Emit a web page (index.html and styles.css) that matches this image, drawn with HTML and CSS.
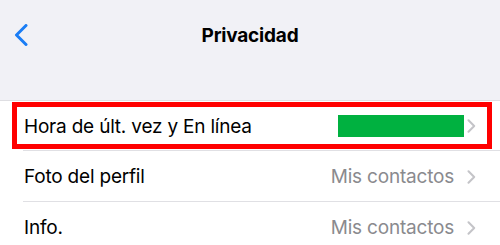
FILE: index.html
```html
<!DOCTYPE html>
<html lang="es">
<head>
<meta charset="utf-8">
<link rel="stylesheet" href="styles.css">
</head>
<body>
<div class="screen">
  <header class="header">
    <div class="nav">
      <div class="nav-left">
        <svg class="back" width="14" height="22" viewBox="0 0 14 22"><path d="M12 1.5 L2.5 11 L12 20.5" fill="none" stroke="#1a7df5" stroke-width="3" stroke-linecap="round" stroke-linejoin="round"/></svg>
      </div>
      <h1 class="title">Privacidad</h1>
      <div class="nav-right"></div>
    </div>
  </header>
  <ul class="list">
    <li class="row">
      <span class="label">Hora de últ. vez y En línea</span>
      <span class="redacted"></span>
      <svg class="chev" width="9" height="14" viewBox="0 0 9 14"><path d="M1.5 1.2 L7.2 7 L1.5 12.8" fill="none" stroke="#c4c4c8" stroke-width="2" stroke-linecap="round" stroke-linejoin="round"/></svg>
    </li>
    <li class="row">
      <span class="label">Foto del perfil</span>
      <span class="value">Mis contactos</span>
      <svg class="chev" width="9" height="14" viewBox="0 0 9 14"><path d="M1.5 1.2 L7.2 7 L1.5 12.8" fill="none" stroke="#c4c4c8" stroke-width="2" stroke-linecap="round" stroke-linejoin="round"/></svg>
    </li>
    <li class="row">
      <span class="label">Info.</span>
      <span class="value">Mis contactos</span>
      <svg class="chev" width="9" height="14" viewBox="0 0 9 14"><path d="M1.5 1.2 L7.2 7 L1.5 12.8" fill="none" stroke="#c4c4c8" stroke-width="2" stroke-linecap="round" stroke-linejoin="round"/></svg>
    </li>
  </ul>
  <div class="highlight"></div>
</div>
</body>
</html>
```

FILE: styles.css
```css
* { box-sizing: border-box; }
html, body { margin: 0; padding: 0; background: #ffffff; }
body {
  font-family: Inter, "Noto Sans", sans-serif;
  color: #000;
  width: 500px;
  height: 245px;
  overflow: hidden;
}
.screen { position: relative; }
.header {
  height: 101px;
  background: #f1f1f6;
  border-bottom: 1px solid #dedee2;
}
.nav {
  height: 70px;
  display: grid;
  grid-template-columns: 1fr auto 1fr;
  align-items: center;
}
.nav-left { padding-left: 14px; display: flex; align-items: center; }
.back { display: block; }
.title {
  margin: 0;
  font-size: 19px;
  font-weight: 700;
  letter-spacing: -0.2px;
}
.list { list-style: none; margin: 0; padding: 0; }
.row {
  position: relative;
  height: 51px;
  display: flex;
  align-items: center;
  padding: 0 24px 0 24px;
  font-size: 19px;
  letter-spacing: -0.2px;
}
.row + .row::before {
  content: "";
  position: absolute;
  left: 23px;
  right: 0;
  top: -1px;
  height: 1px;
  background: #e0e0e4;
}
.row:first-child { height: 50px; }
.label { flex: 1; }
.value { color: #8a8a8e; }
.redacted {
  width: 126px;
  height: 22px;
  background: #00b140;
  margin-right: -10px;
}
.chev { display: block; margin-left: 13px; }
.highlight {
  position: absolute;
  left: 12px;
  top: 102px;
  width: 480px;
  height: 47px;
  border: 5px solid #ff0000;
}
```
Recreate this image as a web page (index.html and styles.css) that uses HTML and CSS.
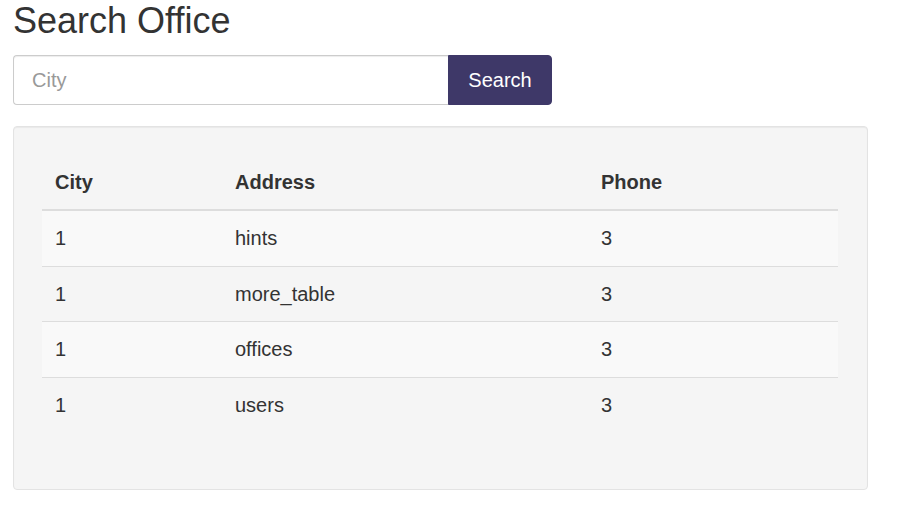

Do this:
Without including the pictures, return each record above exactly as it stands.

The response:
Emit a web page (index.html and styles.css) that matches this image, drawn with HTML and CSS.
FILE: index.html
```html
<!DOCTYPE html>
<html lang="es">
<head>
<meta charset="utf-8">
<link rel="stylesheet" href="styles.css">
</head>
<body>
<div class="screen">
  <header class="header">
    <div class="nav">
      <div class="nav-left">
        <svg class="back" width="14" height="22" viewBox="0 0 14 22"><path d="M12 1.5 L2.5 11 L12 20.5" fill="none" stroke="#1a7df5" stroke-width="3" stroke-linecap="round" stroke-linejoin="round"/></svg>
      </div>
      <h1 class="title">Privacidad</h1>
      <div class="nav-right"></div>
    </div>
  </header>
  <ul class="list">
    <li class="row">
      <span class="label">Hora de últ. vez y En línea</span>
      <span class="redacted"></span>
      <svg class="chev" width="9" height="14" viewBox="0 0 9 14"><path d="M1.5 1.2 L7.2 7 L1.5 12.8" fill="none" stroke="#c4c4c8" stroke-width="2" stroke-linecap="round" stroke-linejoin="round"/></svg>
    </li>
    <li class="row">
      <span class="label">Foto del perfil</span>
      <span class="value">Mis contactos</span>
      <svg class="chev" width="9" height="14" viewBox="0 0 9 14"><path d="M1.5 1.2 L7.2 7 L1.5 12.8" fill="none" stroke="#c4c4c8" stroke-width="2" stroke-linecap="round" stroke-linejoin="round"/></svg>
    </li>
    <li class="row">
      <span class="label">Info.</span>
      <span class="value">Mis contactos</span>
      <svg class="chev" width="9" height="14" viewBox="0 0 9 14"><path d="M1.5 1.2 L7.2 7 L1.5 12.8" fill="none" stroke="#c4c4c8" stroke-width="2" stroke-linecap="round" stroke-linejoin="round"/></svg>
    </li>
  </ul>
  <div class="highlight"></div>
</div>
</body>
</html>
```

FILE: styles.css
```css
* { box-sizing: border-box; }
html, body { margin: 0; padding: 0; background: #ffffff; }
body {
  font-family: Inter, "Noto Sans", sans-serif;
  color: #000;
  width: 500px;
  height: 245px;
  overflow: hidden;
}
.screen { position: relative; }
.header {
  height: 101px;
  background: #f1f1f6;
  border-bottom: 1px solid #dedee2;
}
.nav {
  height: 70px;
  display: grid;
  grid-template-columns: 1fr auto 1fr;
  align-items: center;
}
.nav-left { padding-left: 14px; display: flex; align-items: center; }
.back { display: block; }
.title {
  margin: 0;
  font-size: 19px;
  font-weight: 700;
  letter-spacing: -0.2px;
}
.list { list-style: none; margin: 0; padding: 0; }
.row {
  position: relative;
  height: 51px;
  display: flex;
  align-items: center;
  padding: 0 24px 0 24px;
  font-size: 19px;
  letter-spacing: -0.2px;
}
.row + .row::before {
  content: "";
  position: absolute;
  left: 23px;
  right: 0;
  top: -1px;
  height: 1px;
  background: #e0e0e4;
}
.row:first-child { height: 50px; }
.label { flex: 1; }
.value { color: #8a8a8e; }
.redacted {
  width: 126px;
  height: 22px;
  background: #00b140;
  margin-right: -10px;
}
.chev { display: block; margin-left: 13px; }
.highlight {
  position: absolute;
  left: 12px;
  top: 102px;
  width: 480px;
  height: 47px;
  border: 5px solid #ff0000;
}
```
Recreate this image as a web page (index.html and styles.css) that uses HTML and CSS.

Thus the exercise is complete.